Naxos' release features three works commissioned by
Music of Remembrance, the Seattle-based ensemble and organization dedicated to music commemorating the victims and survivors of the Holocaust. American composer
Paul Schoenfield (born 1947) is represented by two song cycles for mezzo-soprano, baritone, and chamber ensemble.
Camp Songs is based on the works of Polish journalist and songwriter Aleksander Kulisiewicz.

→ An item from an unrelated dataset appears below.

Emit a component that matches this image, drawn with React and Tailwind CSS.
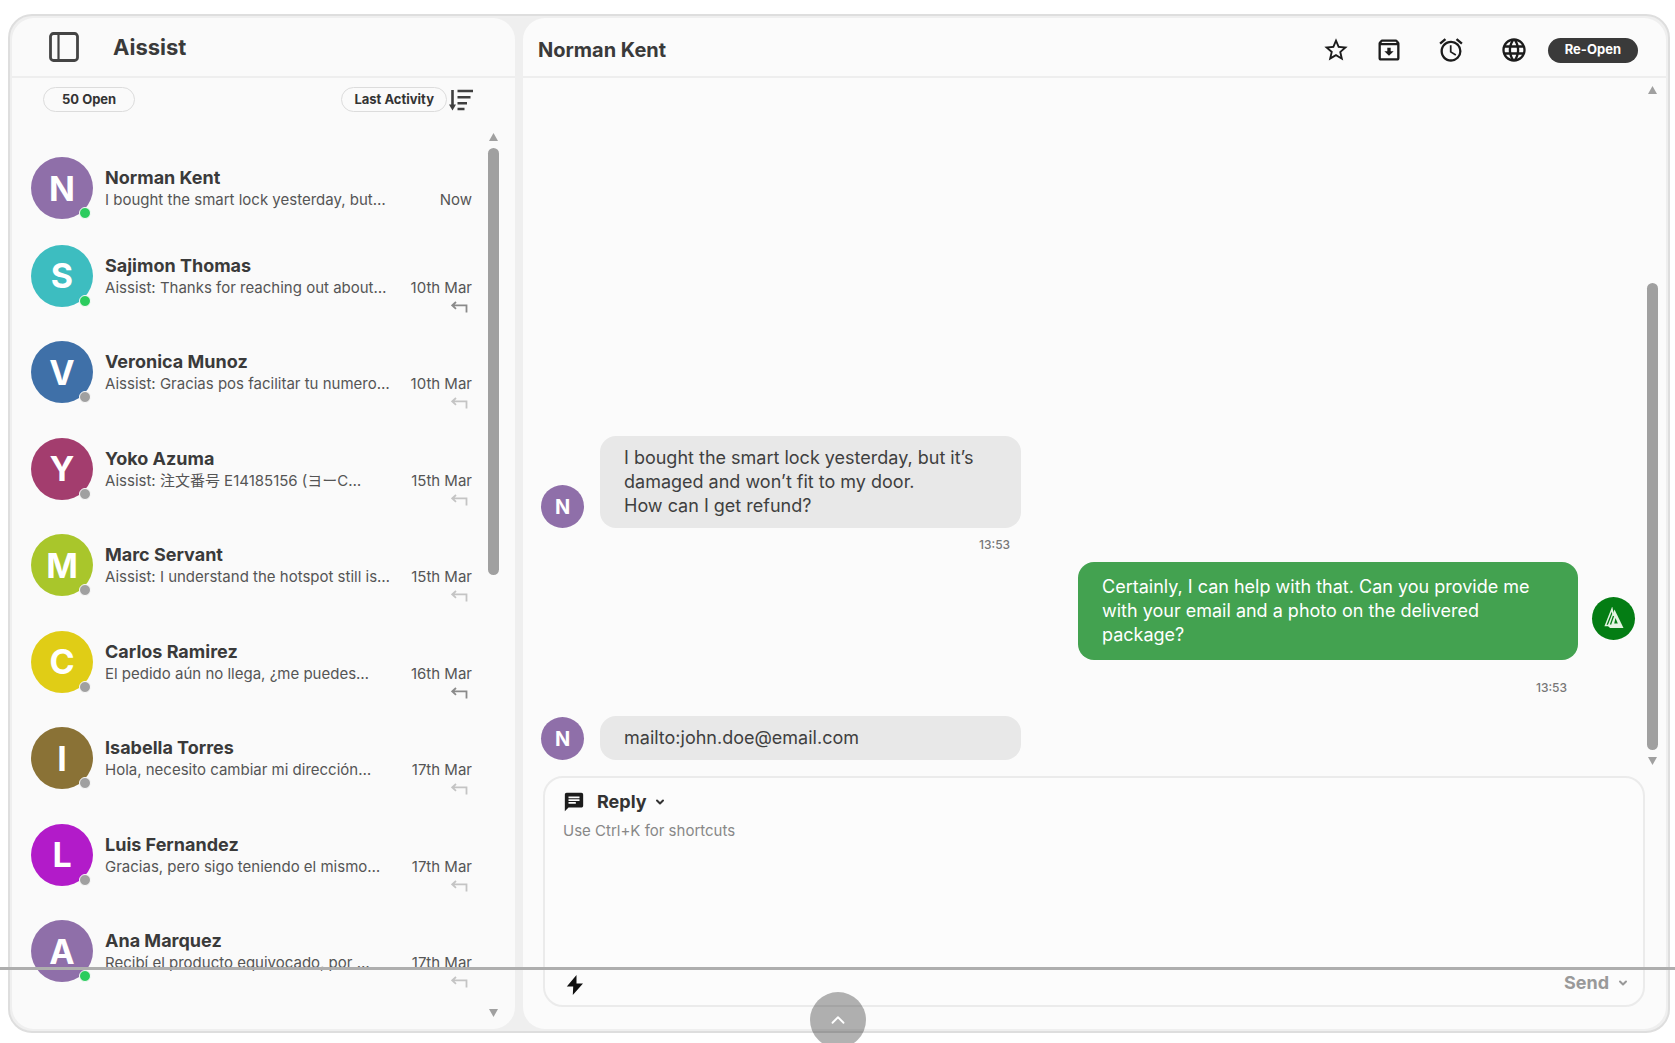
import { MdStarOutline, MdOutlineArchive, MdAlarm, MdLanguage, MdChat } from "react-icons/md";
import { ChevronDown, ChevronUp } from "lucide-react";

const conversations = [
  { name: "Norman Kent", preview: "I bought the smart lock yesterday, but…", date: "Now", color: "bg-[#8f6fa9]", online: true },
  { name: "Sajimon Thomas", preview: "Aissist: Thanks for reaching out about…", date: "10th Mar", color: "bg-[#3dbdc0]", online: true, reply: "text-[#8a8a8a]" },
  { name: "Veronica Munoz", preview: "Aissist: Gracias pos facilitar tu numero…", date: "10th Mar", color: "bg-[#3f70a8]", reply: "text-[#c4c4c4]" },
  { name: "Yoko Azuma", preview: "Aissist: 注文番号 E14185156 (ヨーC…", date: "15th Mar", color: "bg-[#a33d6e]", reply: "text-[#c4c4c4]" },
  { name: "Marc Servant", preview: "Aissist: I understand the hotspot still is…", date: "15th Mar", color: "bg-[#a9c62b]", reply: "text-[#c4c4c4]" },
  { name: "Carlos Ramirez", preview: "El pedido aún no llega, ¿me puedes…", date: "16th Mar", color: "bg-[#e0cd16]", reply: "text-[#8a8a8a]" },
  { name: "Isabella Torres", preview: "Hola, necesito cambiar mi dirección…", date: "17th Mar", color: "bg-[#8a7236]", reply: "text-[#c4c4c4]" },
  { name: "Luis Fernandez", preview: "Gracias, pero sigo teniendo el mismo…", date: "17th Mar", color: "bg-[#b21bc9]", reply: "text-[#c4c4c4]" },
  { name: "Ana Marquez", preview: "Recibí el producto equivocado, por …", date: "17th Mar", color: "bg-[#8f6fa9]", online: true, reply: "text-[#c4c4c4]" },
];

const SidebarIcon = () => (
  <svg width="30" height="30" viewBox="0 0 30 30" fill="none" stroke="#444" strokeWidth="2.8">
    <rect x="1.5" y="1.5" width="27" height="27" rx="3" />
    <path d="M9.5 2v26" strokeWidth="2.2" />
  </svg>
);

const SortIcon = () => (
  <svg width="24" height="22" viewBox="0 0 24 22" fill="none" stroke="#3f3f3f" strokeWidth="2.6">
    <path d="M3.500 1v17" />
    <path d="M0 15.500h7L3.500 21.500z" fill="#3f3f3f" stroke="none" />
    <path d="M8.500 2H24M8.500 8.300h13M8.500 14.300h9.500M8.500 20h7" />
  </svg>
);

const ReplyIcon = ({ className }) => (
  <svg className={className} width="17" height="12" viewBox="0 0 17 12" fill="none" stroke="currentColor" strokeWidth="1.8">
    <path d="M5 1 1.300 4.400 5 7.800M1.500 4.400H15.500V11.500" />
  </svg>
);

const BoltIcon = () => (
  <svg width="18" height="20" viewBox="0 0 18 20" fill="#111">
    <path d="M10.500 0 .8 11.500h6.400L6.800 20 17 8.500h-6.500z" />
  </svg>
);

const LogoIcon = () => (
  <svg width="20" height="23" viewBox="0 0 20 23">
    <path d="M8 2 1.500 18.500h3L9 7z" fill="none" stroke="#e4f4e2" strokeWidth="1.5" />
    <path d="M10.500 2.500 19.500 21H6l-2-2z" fill="#e4f4e2" />
    <path d="M9.500 9 6.500 17.500" stroke="#047d14" strokeWidth="1.300" />
    <path d="M11.500 11l2.300 5.500h-3.600z" fill="#047d14" />
  </svg>
);

const Triangle = ({ down }) => (
  <svg width="9" height="8" viewBox="0 0 9 8" fill="#a0a0a0">
    <path d={down ? "M0 0h9L4.500 8z" : "M4.500 0 9 8H0z"} />
  </svg>
);

const Scrollbar = ({ size, end }) => (
  <div className="flex w-[11px] shrink-0 flex-col items-center gap-[7px]" aria-hidden="true">
    <Triangle />
    <div className={`flex w-full flex-1 flex-col ${end ? "justify-end" : "justify-start"}`}>
      <div className="w-full rounded-full bg-[#a0a0a0]" style={{ height: `${size}%` }} />
    </div>
    <Triangle down />
  </div>
);

const ConversationRow = ({ item }) => (
  <li>
    <a href="#chat" className="flex items-start gap-3">
      <span className={`relative flex size-[62px] shrink-0 items-center justify-center rounded-full text-[34px] font-bold text-white ${item.color}`}>
        {item.name[0]}
        <span className={`absolute right-[2px] bottom-0 size-3 rounded-full border border-[#fafafa] ${item.online ? "bg-[#2bcc5e]" : "bg-[#a0a0a0]"}`} />
      </span>
      <span className="flex min-w-0 flex-1 flex-col pt-[10px] leading-[22px]">
        <span className="text-[18px] font-bold text-[#3a3a3a]">{item.name}</span>
        <span className="flex justify-between text-[15px] whitespace-nowrap text-[#555]">
          <span>{item.preview}</span>
          <span>{item.date}</span>
        </span>
        {item.reply && <ReplyIcon className={`mt-[2px] mr-1 mb-[3px] self-end ${item.reply}`} />}
      </span>
    </a>
  </li>
);

const CustomerMessage = ({ children }) => (
  <div className="flex items-end gap-4">
    <span className="flex size-[43px] shrink-0 items-center justify-center rounded-full bg-[#8f6fa9] text-xl font-bold text-white">N</span>
    <p className="w-[421px] rounded-2xl bg-[#e8e8e8] px-6 py-[10px] text-[18px] leading-6 whitespace-pre-line text-[#3f3f3f]">
      {children}
    </p>
  </div>
);

export default function App() {
  return (
    <div className="relative flex h-screen overflow-hidden bg-white pt-[14px] pr-[5px] pb-[10px] pl-2 font-['Inter','Noto_Sans_CJK_JP',sans-serif]">
      <div className="flex min-w-0 flex-1 gap-2 rounded-[24px] border-2 border-[#dedede] bg-[#efefef] p-[2px]">
        <aside className="flex w-[503px] shrink-0 flex-col rounded-[22px] bg-[#fafafa]">
          <header className="flex h-[60px] shrink-0 items-center gap-[34px] border-b-2 border-[#eeeeee] pl-[37px]">
            <button aria-label="Toggle sidebar">
              <SidebarIcon />
            </button>
            <h1 className="text-[22px] leading-7 font-bold text-[#3a3a3a]">Aissist</h1>
          </header>
          <div className="flex items-center justify-between pt-[9px] pr-[42px] pl-[31px]">
            <button className="h-[25px] rounded-full border border-[#dcdcdc] px-[18px] text-[13px] font-bold text-[#333]">50 Open</button>
            <div className="flex items-center gap-[2px]">
              <button className="h-[25px] rounded-full border border-[#dcdcdc] px-3 text-[13px] font-bold text-[#333]">Last Activity</button>
              <button aria-label="Sort">
                <SortIcon />
              </button>
            </div>
          </div>
          <div className="flex min-h-0 flex-1 gap-4 pt-[21px] pr-4 pb-3 pl-[19px]">
            <ul className="flex flex-1 flex-col justify-between pt-6 pb-[26px]">
              {conversations.map((item) => (
                <ConversationRow key={item.name} item={item} />
              ))}
            </ul>
            <Scrollbar size={50} />
          </div>
        </aside>

        <main id="chat" className="flex min-w-0 flex-1 flex-col rounded-[22px] bg-[#fbfbfb]">
          <header className="flex h-[60px] shrink-0 items-center border-b-2 border-[#eeeeee] pt-[6px] pr-7 pl-[15px]">
            <h2 className="flex-1 text-[20px] font-bold text-[#3a3a3a]">Norman Kent</h2>
            <div className="flex items-center text-[28px] text-[#1c1c1c]">
              <button aria-label="Star" className="mr-[25px]"><MdStarOutline /></button>
              <button aria-label="Archive" className="mr-[34px]"><MdOutlineArchive /></button>
              <button aria-label="Snooze" className="mr-[35px]"><MdAlarm /></button>
              <button aria-label="Language" className="mr-5"><MdLanguage /></button>
            </div>
            <button className="h-[25px] rounded-full bg-[#3a3a3a] px-[17px] text-[13px] font-bold text-white">Re-Open</button>
          </header>

          <div className="flex min-h-0 flex-1 gap-3 pt-2 pr-2 pl-[18px]">
            <div className="flex flex-1 flex-col justify-end pb-4">
              <CustomerMessage>
                {"I bought the smart lock yesterday, but it’s\ndamaged and won’t fit to my door.\nHow can I get refund?"}
              </CustomerMessage>
              <time className="ml-[438px] text-xs leading-[34px] font-medium text-[#777]">13:53</time>
              <div className="flex items-end justify-end gap-[14px]">
                <p className="w-[500px] rounded-2xl bg-[#43a250] px-6 py-[13px] text-[18px] leading-6 text-white">
                  Certainly, I can help with that. Can you provide me with your email and a photo on the delivered package?
                </p>
                <span className="mb-5 flex size-[43px] items-center justify-center rounded-full bg-[#047d14]">
                  <LogoIcon />
                </span>
              </div>
              <time className="mr-[68px] self-end text-xs leading-[56px] font-medium text-[#777]">13:53</time>
              <CustomerMessage>mailto:john.doe@email.com</CustomerMessage>
            </div>
            <div className="flex pb-[11px]">
              <Scrollbar size={72} end />
            </div>
          </div>

          <form className="mr-[21px] mb-[22px] ml-5 flex h-[231px] shrink-0 flex-col rounded-[20px] border-2 border-[#ebebeb] bg-[#fcfcfc] pt-3 pr-[14px] pb-[10px] pl-[18px]">
            <div className="flex items-center">
              <MdChat className="mr-3 text-[22px] text-[#1c1c1c]" />
              <select aria-label="Message type" className="w-[57px] appearance-none text-[18px] leading-6 font-bold text-[#333]">
                <option>Reply</option>
              </select>
              <ChevronDown size={12} strokeWidth={4} className="text-[#333]" />
            </div>
            <textarea
              aria-label="Reply"
              placeholder="Use Ctrl+K for shortcuts"
              className="mt-[7px] flex-1 resize-none text-[15px] leading-5 outline-none placeholder:text-[#888]"
            />
            <div className="flex items-end justify-between">
              <button type="button" aria-label="Quick actions" className="pl-[3px]">
                <BoltIcon />
              </button>
              <button type="button" className="flex items-center gap-2 text-[18px] leading-6 font-bold text-[#999]">
                Send
                <ChevronDown size={12} strokeWidth={4} />
              </button>
            </div>
          </form>
        </main>
      </div>

      <div className="absolute inset-x-0 bottom-[73px] h-[3px] bg-[#aeaeae]" />
      <button aria-label="Expand" className="absolute -bottom-[5px] left-1/2 flex size-14 -translate-x-1/2 items-center justify-center rounded-full bg-black/30 text-white">
        <ChevronUp size={22} />
      </button>
    </div>
  );
}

Schoenfield uses English translations of Kulisiewicz's very dark and sometimes gruesome texts, as well as some of his melodies written when he was a prisoner at Sachsenhausen as the basis for the songs, which show the influence of Klezmer as well as Kurt Weill. The ironic flippancy of Kulisiewicz's grim texts combined with
Schoenfield's grotesquely skewed lyricism makes for a chilling commentary on life in the camps. Ghetto Songs, set to Yiddish texts by Polish folk singer and actor Mordecai Gebirtig, are devoid of irony; they are the earnest cries of a man trapped in a world gone mad, and the evocative music has an appropriately desperate urgency.
Gerard Schwarz (born 1947) wrote Rudolf and Jeanette in memory of his grandparents, who were killed in a camp in 1942. The evocative tone poem focuses on their life rather than their death and paints a delicate and wistful picture of their relationship. Mezzo-soprano Angela Niederloh, baritones Erich Parce and Morgan Smith, and the instrumentalists of
Music of Remembrance (conducted by
Schwarz in his own piece) perform with passion and commitment. Naxos' sound is present and natural.